Core Insight: The Fragility of Euphoria and the Quiet Strength of Infrastructure Bull markets mask technical flaws. In a market euphoric about spot ETFs and memecoins, the HSBC-DSS news barely registers on social feeds. Yet from a structural fragility perspective, this event is more consequential than most token launches. The core insight is threefold:
First, HSBC Orion's technology is already battle-tested at institutional scale. The $5 billion in issued digital bonds—including complex structures like Islamic sukuk and structured notes—proves that the platform can handle underwriting, settlement, and custody for sophisticated counterparties. There is no whitepaper hype here; only code that has cleared real-world audits, even if those audits remain internal. My own experience deconstructing the Ethereum whitepaper in 2017 taught me to value execution over narrative. Orion has execution.
Second, the regulatory endorsement is a first-principles validation. The DSS framework explicitly classifies digital securities as securities, not tokens. This eliminates Howey Test ambiguity. For institutional allocators, the ability to hold a digital bond that is legally identical to a paper bond—but settled in minutes instead of days—is a liquidity unlock. I have spent years analyzing settlement risk in cross-border payments; the reduction of counterparty exposure through DLT-based delivery-versus-payment is non-trivial.
Third, the DIGIT issuance timeline (early 2025) creates a six-month forward-looking window. During this period, other banks—Barclays, Standard Chartered, perhaps even JPMorgan—are likely to apply for DSS admission. The sandbox is not exclusive, but HSBC has a first-mover advantage in building the middleware between the BoE's RTGS system and the DLT ledge. This integration is the technical crux: connecting a permissioned DSD to a central bank real-time gross settlement system requires solving privacy, finality, and atomic settlement challenges that most DeFi projects never contemplate.

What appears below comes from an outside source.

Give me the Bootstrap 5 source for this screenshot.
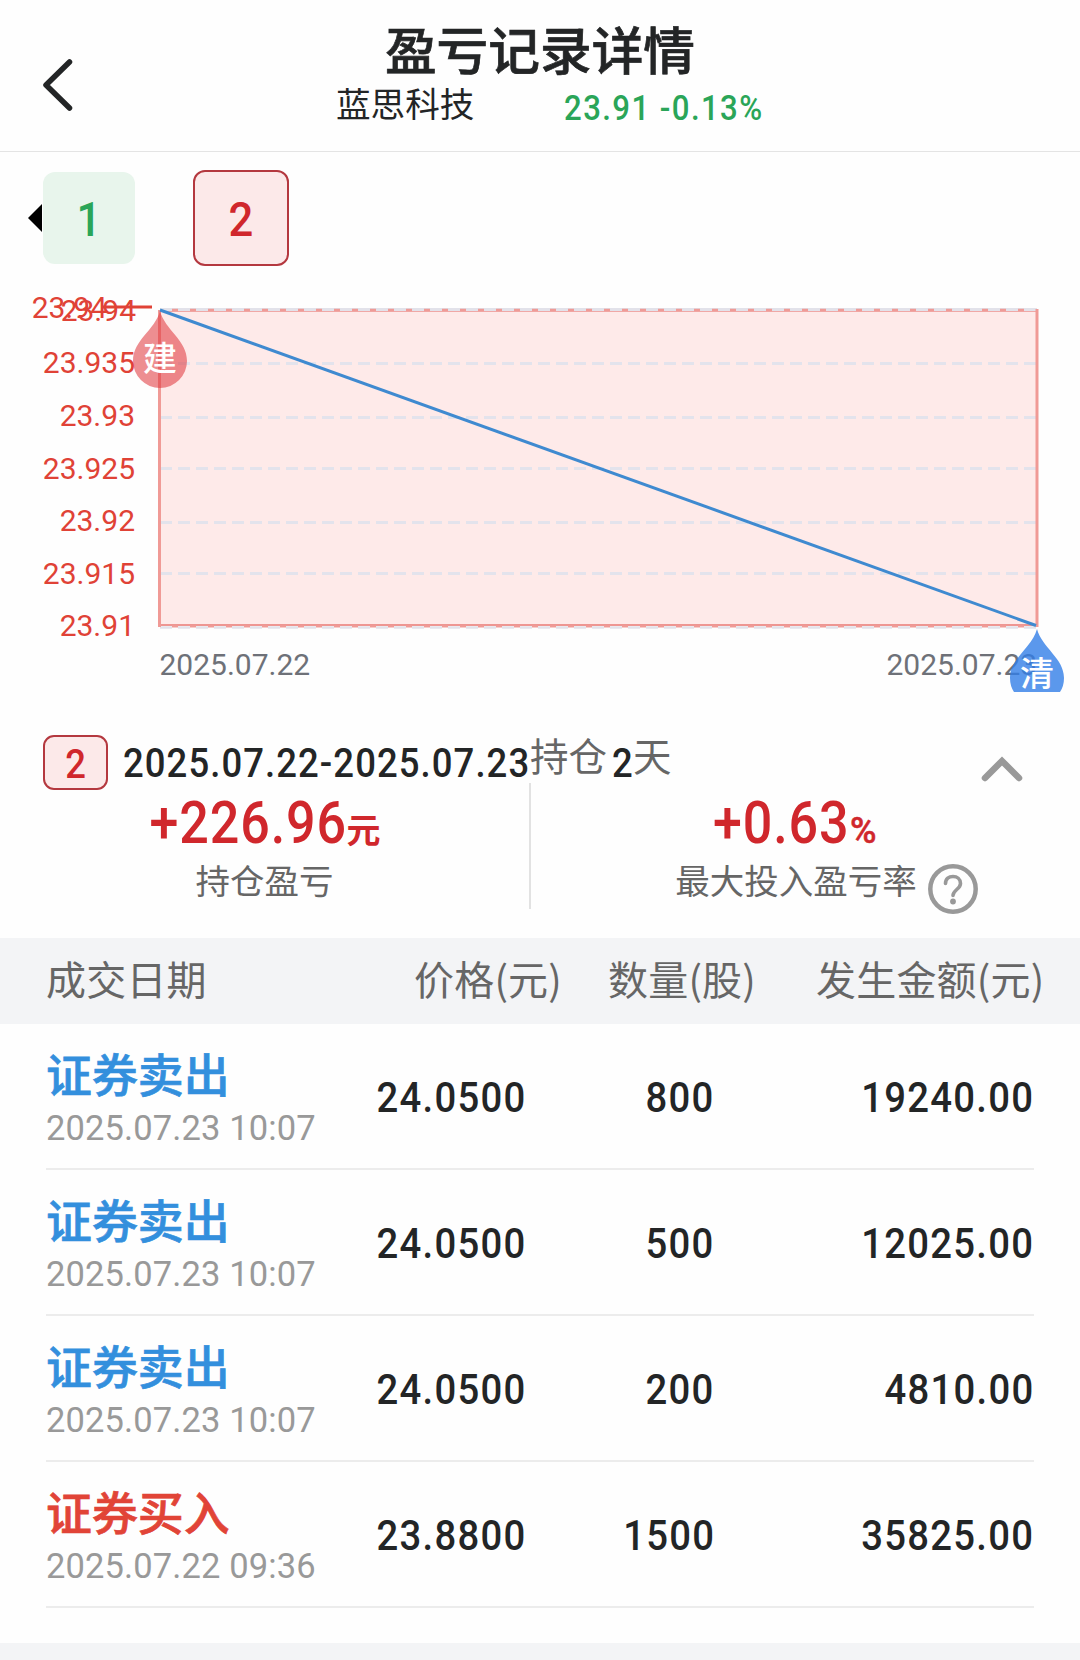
<!DOCTYPE html>
<html lang="zh-CN">
<head>
<meta charset="utf-8">
<meta name="viewport" content="width=device-width, initial-scale=1">
<title>盈亏记录详情</title>
<link href="https://cdn.jsdelivr.net/npm/bootstrap@5.3.0/dist/css/bootstrap.min.css" rel="stylesheet">
<style>
  body { width: 1080px; height: 1660px; overflow: hidden; background: #fefefe; color: #232526; font-family: "Noto Sans CJK SC", sans-serif; }
  .num { font-family: Roboto, "Noto Sans CJK SC", sans-serif; font-weight: 500; white-space: nowrap; }
  /* narrow, DIN-like figures */
  .din { display: inline-block; transform: scaleX(.89); letter-spacing: 1.4px; }
  .din-l { transform-origin: left; }
  .din-r { transform-origin: right; }
  .up { color: #d0272c; }
  .down { color: #2aa558; }
  .muted { color: #666; }
  .topbar { height: 152px; border-bottom: 1px solid #e4e4e4; padding-top: 18px; }
  .back { left: 40px; top: 56px; }
  .title { font-size: 51.7px; line-height: 60px; font-weight: 500; -webkit-text-stroke: .7px; margin: 0; }
  .sub { padding-left: 336px; height: 48px; }
  .stock { font-size: 34.6px; line-height: 48px; width: 228px; }
  .quote { font-size: 35px; line-height: 62px; }
  .quote .din { letter-spacing: 1.6px; }
  .tabs { height: 128px; padding: 18px 0 0 28px; }
  .prev { border: solid transparent; border-width: 14px 14px 14px 0; border-right-color: #000; margin-right: 1px; margin-top: 34px; height: 0; }
  .tab { font-size: 49px; border-radius: 12px; padding: 4px 0 0 2px; }
  .tab1 { width: 92px; height: 92px; margin-top: 2px; background: #e8f5ec; }
  .tab2 { width: 96px; height: 96px; margin-left: 58px; background: #fce9e9; border: 2px solid #b4383f; }
  .chart { display: block; font-family: Roboto, sans-serif; font-size: 30px; }
  .chart .cn { font-family: "Noto Sans CJK SC", sans-serif; font-size: 34px; font-weight: 500; }
  .period { height: 83px; padding: 35px 57px 0 43px; }
  .badge2 { width: 65px; height: 55px; border: 2px solid #b4383f; border-radius: 11px; background: #fce9e9; font-size: 41px; padding: 4px 0 0 2px; }
  .range { font-size: 41px; line-height: 56px; margin-left: 15px; width: 407px; }
  .range .din { letter-spacing: 1.2px; }
  .held { font-size: 38.5px; line-height: 39px; }
  .held .num { font-size: 41px; line-height: 56px; color: #232526; width: 20px; margin: 0 1px 0 5px; }
  .toggle { margin: 21px 0 0 auto; }
  .stats { height: 155px; }
  .stat { height: 126px; }
  .stat-l { width: 531px; border-right: 2px solid #e2e2e2; }
  .stat-r { width: 549px; }
  .big { font-size: 58.5px; line-height: 80px; height: 79px; }
  .big .din { letter-spacing: 1px; margin-left: -24px; }
  .stat-r .big { padding-right: 15px; }
  .stat-r .cap { padding-left: 43px; }
  .unit { font-size: 34px; font-weight: 700; }
  .pct { font-size: 36px; font-weight: 500; -webkit-text-stroke: .5px; margin-left: 1px; }
  .cap { font-size: 34.5px; line-height: 40px; margin-top: -3px; }
  .help { margin: 4px 0 0 10px; }
  .thead { height: 86px; background: #f3f4f6; font-size: 40px; line-height: 81px; letter-spacing: .2px; color: #666; padding: 0 34px 0 46px; }
  .h1c { width: 368px; } .h2c { width: 194px; } .h3c { width: 208px; }
  .deal { height: 146px; margin: 0 46px; border-bottom: 2px solid #ececec; }
  .kind { font-size: 45.9px; line-height: 60px; font-weight: 500; -webkit-text-stroke: .7px; padding-top: 18px; }
  .sell { color: #338fdd; } .buy { color: #e14437; }
  .time { font-size: 34.5px; line-height: 40px; font-weight: 400; color: #999; margin-top: 6px; letter-spacing: .13px; }
  .val { font-size: 43px; line-height: 146px; text-align: right; }
  .c1 { width: 300px; } .c2 { width: 180px; } .c3 { width: 189px; } .c4 { width: 319px; }
  .foot { height: 17px; margin-top: 35px; background: #f3f4f6; }
</style>
<script src="https://cdn.jsdelivr.net/npm/bootstrap@5.3.0/dist/js/bootstrap.bundle.min.js"></script>
</head>
<body>
<header class="topbar position-relative">
  <svg class="back position-absolute" width="36" height="58" viewBox="0 0 36 58" fill="none" stroke="#232526" stroke-width="5.5" stroke-linecap="round" stroke-linejoin="round"><path d="M29.500 6 6 29 29.500 52"/></svg>
  <h1 class="title text-center">盈亏记录详情</h1>
  <div class="sub d-flex">
    <span class="stock">蓝思科技</span>
    <span class="quote num down"><span class="din din-l">23.91 -0.13%</span></span>
  </div>
</header>

<nav class="tabs d-flex align-items-start">
  <span class="prev"></span>
  <a class="tab tab1 num down d-flex align-items-center justify-content-center text-decoration-none"><span class="din">1</span></a>
  <a class="tab tab2 num up d-flex align-items-center justify-content-center text-decoration-none"><span class="din">2</span></a>
</nav>

<svg class="chart" width="1080" height="420" viewBox="0 280 1080 420">
  <rect x="160" y="310" width="877" height="316" fill="#feeae9"/>
  <g stroke="#e3e3ec" stroke-width="3" stroke-dasharray="12 6">
    <path d="M160 363.500H1036"/><path d="M160 417.500H1036"/><path d="M160 468.500H1036"/><path d="M160 522.500H1036"/><path d="M160 573.500H1036"/>
  </g>
  <path d="M160 311.500H1037" stroke="#f0a8a6" stroke-width="1"/>
  <path d="M160 309.500H1037" stroke="#e2e2ea" stroke-width="3"/>
  <path d="M172 310H1034" stroke="#ef9b97" stroke-width="2.500" stroke-dasharray="6 12"/>
  <path d="M160 625H1037" stroke="#ee9692" stroke-width="2"/>
  <path d="M160 627.500H1037" stroke="#e2e2ea" stroke-width="2.500" stroke-dasharray="12 6"/>
  <path d="M172 626.500H1034" stroke="#ef9b97" stroke-width="2" stroke-dasharray="6 12"/>
  <path d="M159.500 310V627M1037 309V627" stroke="#f09a96" stroke-width="3"/>
  <path d="M160 310 1036 625.500" stroke="#3f8ad0" stroke-width="3"/>
  <g fill="#e04236" text-anchor="end">
    <text x="107" y="318">23.94</text>
    <text x="136" y="321">23.94</text>
    <text x="135" y="372.500">23.935</text>
    <text x="135" y="425.500">23.93</text>
    <text x="135" y="478.500">23.925</text>
    <text x="135" y="530.500">23.92</text>
    <text x="135" y="583.500">23.915</text>
    <text x="135" y="635.500">23.91</text>
  </g>
  <path d="M101 307H152" stroke="#e04236" stroke-width="3"/>
  <g fill="#6e7178">
    <text x="159.500" y="674.500">2025.07.22</text>
    <text x="886.500" y="674.500">2025.07.23</text>
  </g>
  <path d="M160 311C165 330 187 340 187 361A27 27 0 0 1 133 361C133 340 155 330 160 311Z" fill="#e0393e" fill-opacity=".57"/>
  <text class="cn" x="160" y="370.500" fill="#fff" text-anchor="middle">建</text>
  <path d="M1037 629C1042 648 1064 658 1064 678Q1064 686 1060 692H1014Q1010 686 1010 678C1010 658 1032 648 1037 629Z" fill="#327ee7" fill-opacity=".8"/>
  <text class="cn" x="1037" y="686" fill="#fff" text-anchor="middle">清</text>
</svg>

<section class="period d-flex align-items-start">
  <span class="badge2 num up d-flex align-items-center justify-content-center"><span class="din">2</span></span>
  <span class="range num flex-shrink-0"><span class="din din-l">2025.07.22-2025.07.23</span></span>
  <span class="held muted d-flex"><span>持仓</span><span class="num"><span class="din din-l">2</span></span><span>天</span></span>
  <svg class="toggle" width="42" height="26" viewBox="0 0 42 26" fill="none" stroke="#999" stroke-width="6.500" stroke-linecap="round"><path d="M4 22 21 5 38 22"/></svg>
</section>

<section class="stats d-flex">
  <div class="stat stat-l text-center">
    <div class="big num up"><span class="din din-r">+226.96</span><span class="unit">元</span></div>
    <div class="cap muted">持仓盈亏</div>
  </div>
  <div class="stat stat-r">
    <div class="big num up text-center"><span class="din din-r">+0.63</span><span class="pct">%</span></div>
    <div class="cap muted d-flex justify-content-center"><span>最大投入盈亏率</span>
      <svg class="help flex-shrink-0" width="52" height="52" viewBox="0 0 52 52" fill="none" stroke="#999" stroke-width="4.500" stroke-linecap="round"><circle cx="26" cy="26" r="22.700"/><path d="M18.500 20.500C18.500 15.500 22 13.500 26 13.500S33.500 16 33.500 20.500C33.500 26 26 27 26 32.500" stroke-width="3.600"/><circle cx="26" cy="38.500" r="2.900" fill="#999" stroke="none"/></svg>
    </div>
  </div>
</section>

<main>
  <div class="thead d-flex"><span class="h1c">成交日期</span><span class="h2c">价格(元)</span><span class="h3c">数量(股)</span><span>发生金额(元)</span></div>
  <div class="deal d-flex">
    <div class="c1"><div class="kind sell">证券卖出</div><div class="time num">2025.07.23 10:07</div></div>
    <div class="c2 val num"><span class="din din-r">24.0500</span></div><div class="c3 val num"><span class="din din-r">800</span></div><div class="c4 val num"><span class="din din-r">19240.00</span></div>
  </div>
  <div class="deal d-flex">
    <div class="c1"><div class="kind sell">证券卖出</div><div class="time num">2025.07.23 10:07</div></div>
    <div class="c2 val num"><span class="din din-r">24.0500</span></div><div class="c3 val num"><span class="din din-r">500</span></div><div class="c4 val num"><span class="din din-r">12025.00</span></div>
  </div>
  <div class="deal d-flex">
    <div class="c1"><div class="kind sell">证券卖出</div><div class="time num">2025.07.23 10:07</div></div>
    <div class="c2 val num"><span class="din din-r">24.0500</span></div><div class="c3 val num"><span class="din din-r">200</span></div><div class="c4 val num"><span class="din din-r">4810.00</span></div>
  </div>
  <div class="deal d-flex">
    <div class="c1"><div class="kind buy">证券买入</div><div class="time num">2025.07.22 09:36</div></div>
    <div class="c2 val num"><span class="din din-r">23.8800</span></div><div class="c3 val num"><span class="din din-r">1500</span></div><div class="c4 val num"><span class="din din-r">35825.00</span></div>
  </div>
</main>
<footer class="foot"></footer>
</body>
</html>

Contrarian Angle: The Decoupling Thesis and Its Limits The contrarian view—and one I must present as an evidence-based skeptic—is that this event is a closed-loop experiment with limited spillover to public blockchain ecosystems. HSBC Orion runs on a permissioned ledger, likely a variant of R3 Corda or Hyperledger Besu. Nodes are operated by regulated entities. There is no public token, no DeFi composability, no retail access. The narrative that "institutional adoption brings liquidity to Ethereum or Solana" is flawed if the infrastructure remains siloed.
Furthermore, DIGIT's issuance could be delayed. Government projects often slip; the UK Treasury's own digital pound consultation has seen multiple deadlines missed. If DIGIT is pushed to late 2025 or beyond, the narrative momentum will fade. The stability fees are not rising yet, but the bubble of expectation might leak if the timeline slips.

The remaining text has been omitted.